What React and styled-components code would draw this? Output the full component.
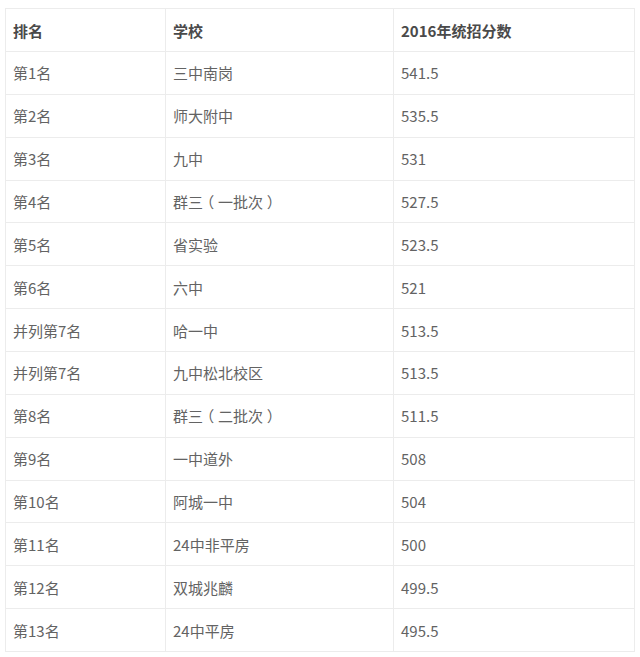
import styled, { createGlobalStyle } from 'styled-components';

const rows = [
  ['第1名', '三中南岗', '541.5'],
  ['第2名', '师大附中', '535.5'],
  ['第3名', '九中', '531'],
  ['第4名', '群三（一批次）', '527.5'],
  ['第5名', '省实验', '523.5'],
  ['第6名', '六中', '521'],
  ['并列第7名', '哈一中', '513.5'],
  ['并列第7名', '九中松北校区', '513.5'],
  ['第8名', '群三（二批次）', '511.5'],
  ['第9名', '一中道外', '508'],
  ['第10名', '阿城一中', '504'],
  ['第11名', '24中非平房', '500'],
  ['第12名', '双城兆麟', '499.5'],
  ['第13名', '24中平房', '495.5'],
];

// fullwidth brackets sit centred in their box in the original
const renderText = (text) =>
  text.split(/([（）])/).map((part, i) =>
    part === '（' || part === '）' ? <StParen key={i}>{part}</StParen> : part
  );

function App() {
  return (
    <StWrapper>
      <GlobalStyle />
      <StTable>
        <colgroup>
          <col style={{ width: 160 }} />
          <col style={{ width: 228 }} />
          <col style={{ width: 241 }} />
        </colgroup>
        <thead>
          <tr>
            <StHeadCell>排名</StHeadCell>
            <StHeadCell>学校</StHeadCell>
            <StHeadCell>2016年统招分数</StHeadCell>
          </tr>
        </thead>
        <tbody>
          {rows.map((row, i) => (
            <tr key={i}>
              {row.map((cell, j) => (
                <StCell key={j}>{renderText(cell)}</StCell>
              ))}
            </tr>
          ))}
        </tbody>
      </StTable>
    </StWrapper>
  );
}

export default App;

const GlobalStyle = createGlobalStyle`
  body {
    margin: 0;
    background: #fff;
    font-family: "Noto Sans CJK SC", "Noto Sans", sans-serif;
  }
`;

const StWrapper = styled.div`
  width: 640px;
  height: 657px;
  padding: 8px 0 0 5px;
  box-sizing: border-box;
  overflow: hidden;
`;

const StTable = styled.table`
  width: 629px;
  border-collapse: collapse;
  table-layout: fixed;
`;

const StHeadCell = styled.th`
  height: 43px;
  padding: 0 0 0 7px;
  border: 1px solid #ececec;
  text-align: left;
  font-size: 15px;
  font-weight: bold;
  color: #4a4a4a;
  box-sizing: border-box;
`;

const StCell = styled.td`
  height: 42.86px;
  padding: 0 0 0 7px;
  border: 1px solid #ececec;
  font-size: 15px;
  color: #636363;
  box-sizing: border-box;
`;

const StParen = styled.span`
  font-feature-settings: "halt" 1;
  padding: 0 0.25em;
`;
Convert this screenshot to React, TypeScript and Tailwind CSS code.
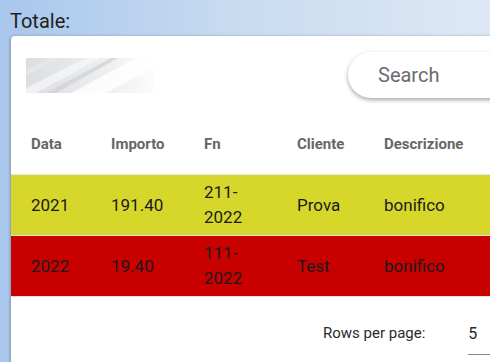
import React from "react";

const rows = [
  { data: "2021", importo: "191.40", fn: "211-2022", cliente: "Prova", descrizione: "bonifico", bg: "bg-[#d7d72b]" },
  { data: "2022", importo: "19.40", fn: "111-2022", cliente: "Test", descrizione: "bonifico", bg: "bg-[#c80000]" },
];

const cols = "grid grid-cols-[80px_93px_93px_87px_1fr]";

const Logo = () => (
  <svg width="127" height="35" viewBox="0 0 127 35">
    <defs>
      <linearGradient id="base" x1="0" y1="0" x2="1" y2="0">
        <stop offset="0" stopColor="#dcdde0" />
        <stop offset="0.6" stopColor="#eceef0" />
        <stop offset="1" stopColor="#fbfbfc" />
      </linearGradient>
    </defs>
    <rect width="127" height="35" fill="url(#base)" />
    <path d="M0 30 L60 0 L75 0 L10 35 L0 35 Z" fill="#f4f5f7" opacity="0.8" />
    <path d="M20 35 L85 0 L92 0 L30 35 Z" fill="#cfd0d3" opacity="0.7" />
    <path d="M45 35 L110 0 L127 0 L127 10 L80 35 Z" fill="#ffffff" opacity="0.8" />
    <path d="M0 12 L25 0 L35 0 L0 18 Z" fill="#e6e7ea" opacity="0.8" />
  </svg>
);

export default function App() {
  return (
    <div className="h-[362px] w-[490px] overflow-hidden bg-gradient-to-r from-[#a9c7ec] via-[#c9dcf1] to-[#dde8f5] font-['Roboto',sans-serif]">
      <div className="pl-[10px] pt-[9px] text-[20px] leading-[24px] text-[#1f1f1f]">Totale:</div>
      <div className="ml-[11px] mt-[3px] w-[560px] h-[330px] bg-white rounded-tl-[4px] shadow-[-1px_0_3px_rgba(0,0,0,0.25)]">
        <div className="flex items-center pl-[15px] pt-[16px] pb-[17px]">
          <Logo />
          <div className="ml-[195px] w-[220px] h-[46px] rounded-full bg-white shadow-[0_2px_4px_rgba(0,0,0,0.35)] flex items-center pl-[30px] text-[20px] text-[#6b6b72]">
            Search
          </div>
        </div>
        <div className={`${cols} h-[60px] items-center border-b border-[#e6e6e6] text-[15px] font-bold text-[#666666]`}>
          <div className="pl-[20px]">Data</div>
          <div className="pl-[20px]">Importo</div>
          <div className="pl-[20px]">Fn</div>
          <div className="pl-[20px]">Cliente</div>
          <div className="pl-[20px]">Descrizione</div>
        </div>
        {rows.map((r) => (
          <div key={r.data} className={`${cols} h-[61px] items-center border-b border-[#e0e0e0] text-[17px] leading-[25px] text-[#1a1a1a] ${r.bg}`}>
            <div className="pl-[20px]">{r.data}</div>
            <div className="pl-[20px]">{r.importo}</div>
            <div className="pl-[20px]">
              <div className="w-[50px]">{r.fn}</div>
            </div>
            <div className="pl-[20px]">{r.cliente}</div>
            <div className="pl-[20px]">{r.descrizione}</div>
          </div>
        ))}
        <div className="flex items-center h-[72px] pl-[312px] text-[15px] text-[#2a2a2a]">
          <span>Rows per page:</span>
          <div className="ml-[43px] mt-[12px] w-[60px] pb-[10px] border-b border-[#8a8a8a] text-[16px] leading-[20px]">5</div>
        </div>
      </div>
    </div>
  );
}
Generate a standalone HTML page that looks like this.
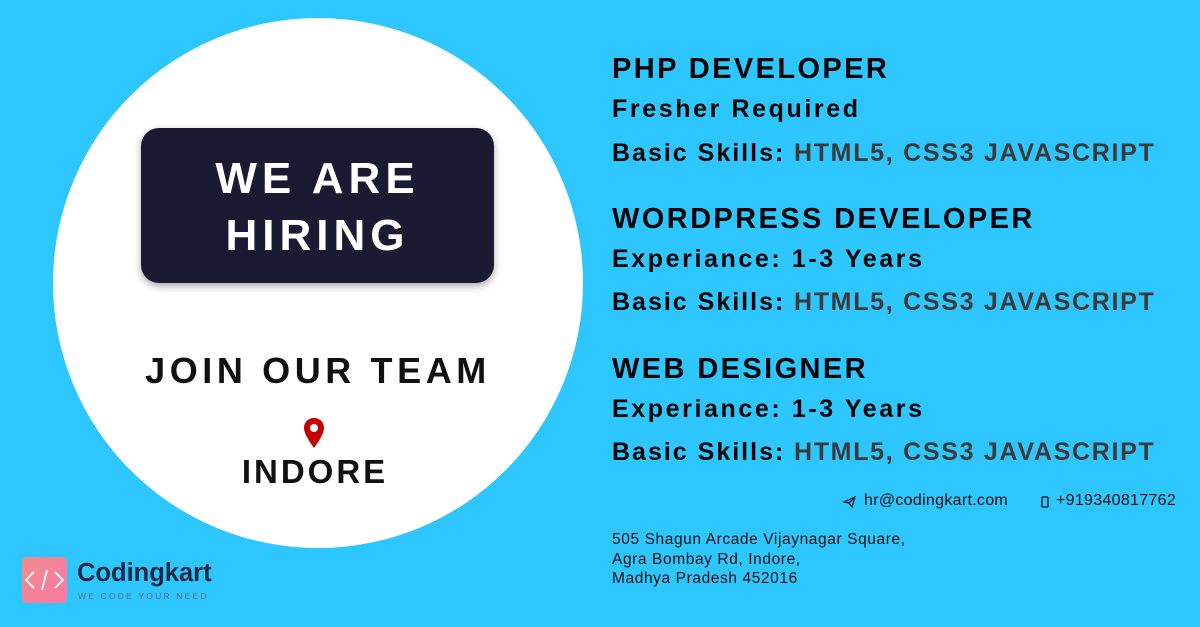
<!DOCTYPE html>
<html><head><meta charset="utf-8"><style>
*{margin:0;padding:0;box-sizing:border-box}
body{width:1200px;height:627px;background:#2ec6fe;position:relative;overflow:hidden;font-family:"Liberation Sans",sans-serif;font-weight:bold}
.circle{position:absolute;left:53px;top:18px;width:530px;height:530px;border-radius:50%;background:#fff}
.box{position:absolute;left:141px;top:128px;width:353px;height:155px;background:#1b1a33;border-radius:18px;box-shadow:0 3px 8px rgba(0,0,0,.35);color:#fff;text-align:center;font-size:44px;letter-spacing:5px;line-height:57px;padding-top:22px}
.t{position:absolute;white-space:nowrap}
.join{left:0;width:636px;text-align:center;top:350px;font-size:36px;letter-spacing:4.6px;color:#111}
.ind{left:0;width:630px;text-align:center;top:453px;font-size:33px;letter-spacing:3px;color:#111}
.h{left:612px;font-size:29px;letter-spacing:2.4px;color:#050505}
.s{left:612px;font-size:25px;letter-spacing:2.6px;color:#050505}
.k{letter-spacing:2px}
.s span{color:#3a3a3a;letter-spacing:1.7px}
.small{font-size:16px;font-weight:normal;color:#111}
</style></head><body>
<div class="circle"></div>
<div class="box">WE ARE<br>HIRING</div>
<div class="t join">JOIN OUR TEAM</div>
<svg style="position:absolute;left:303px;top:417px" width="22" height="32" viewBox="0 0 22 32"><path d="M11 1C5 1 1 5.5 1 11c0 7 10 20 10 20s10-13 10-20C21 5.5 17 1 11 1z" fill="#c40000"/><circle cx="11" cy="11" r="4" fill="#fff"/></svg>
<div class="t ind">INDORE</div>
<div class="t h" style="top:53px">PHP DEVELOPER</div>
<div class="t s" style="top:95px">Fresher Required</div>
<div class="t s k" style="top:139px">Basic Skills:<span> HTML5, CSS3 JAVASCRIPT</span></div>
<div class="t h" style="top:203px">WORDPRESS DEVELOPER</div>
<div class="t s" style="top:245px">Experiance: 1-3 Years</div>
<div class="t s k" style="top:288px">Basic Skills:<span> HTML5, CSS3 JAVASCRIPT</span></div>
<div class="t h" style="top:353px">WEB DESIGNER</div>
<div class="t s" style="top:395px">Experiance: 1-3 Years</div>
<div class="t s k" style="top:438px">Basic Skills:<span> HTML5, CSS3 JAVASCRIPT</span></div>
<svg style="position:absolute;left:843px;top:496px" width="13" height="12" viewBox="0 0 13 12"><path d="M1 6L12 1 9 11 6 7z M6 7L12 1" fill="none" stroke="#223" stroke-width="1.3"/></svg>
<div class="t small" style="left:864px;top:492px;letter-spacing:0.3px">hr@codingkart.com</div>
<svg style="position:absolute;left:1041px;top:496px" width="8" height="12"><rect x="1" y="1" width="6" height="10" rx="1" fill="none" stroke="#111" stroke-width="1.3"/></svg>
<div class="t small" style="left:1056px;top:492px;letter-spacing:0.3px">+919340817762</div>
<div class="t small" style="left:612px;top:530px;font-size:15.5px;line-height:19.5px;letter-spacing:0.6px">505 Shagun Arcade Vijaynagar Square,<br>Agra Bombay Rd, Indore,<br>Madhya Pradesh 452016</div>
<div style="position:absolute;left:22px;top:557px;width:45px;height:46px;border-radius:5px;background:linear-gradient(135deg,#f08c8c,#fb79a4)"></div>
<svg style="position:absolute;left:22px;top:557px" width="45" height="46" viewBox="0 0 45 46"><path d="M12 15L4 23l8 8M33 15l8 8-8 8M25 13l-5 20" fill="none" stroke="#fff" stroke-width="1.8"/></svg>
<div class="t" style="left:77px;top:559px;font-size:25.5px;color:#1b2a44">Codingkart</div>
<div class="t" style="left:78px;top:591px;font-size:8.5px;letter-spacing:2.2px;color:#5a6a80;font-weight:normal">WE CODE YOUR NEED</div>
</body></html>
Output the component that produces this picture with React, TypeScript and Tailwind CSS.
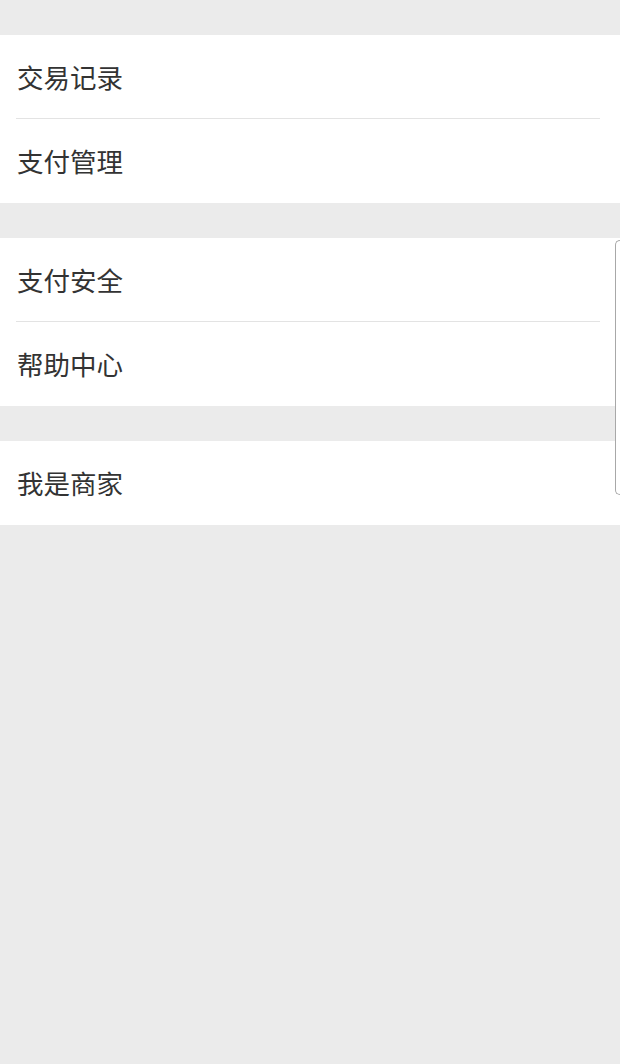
•••••
#### Exercise prompt
Collect each line above holding the string "Tailwind".

#### Problem solution
Convert this screenshot to React, TypeScript and Tailwind CSS code.
Output the component that produces this picture with React, TypeScript and Tailwind CSS.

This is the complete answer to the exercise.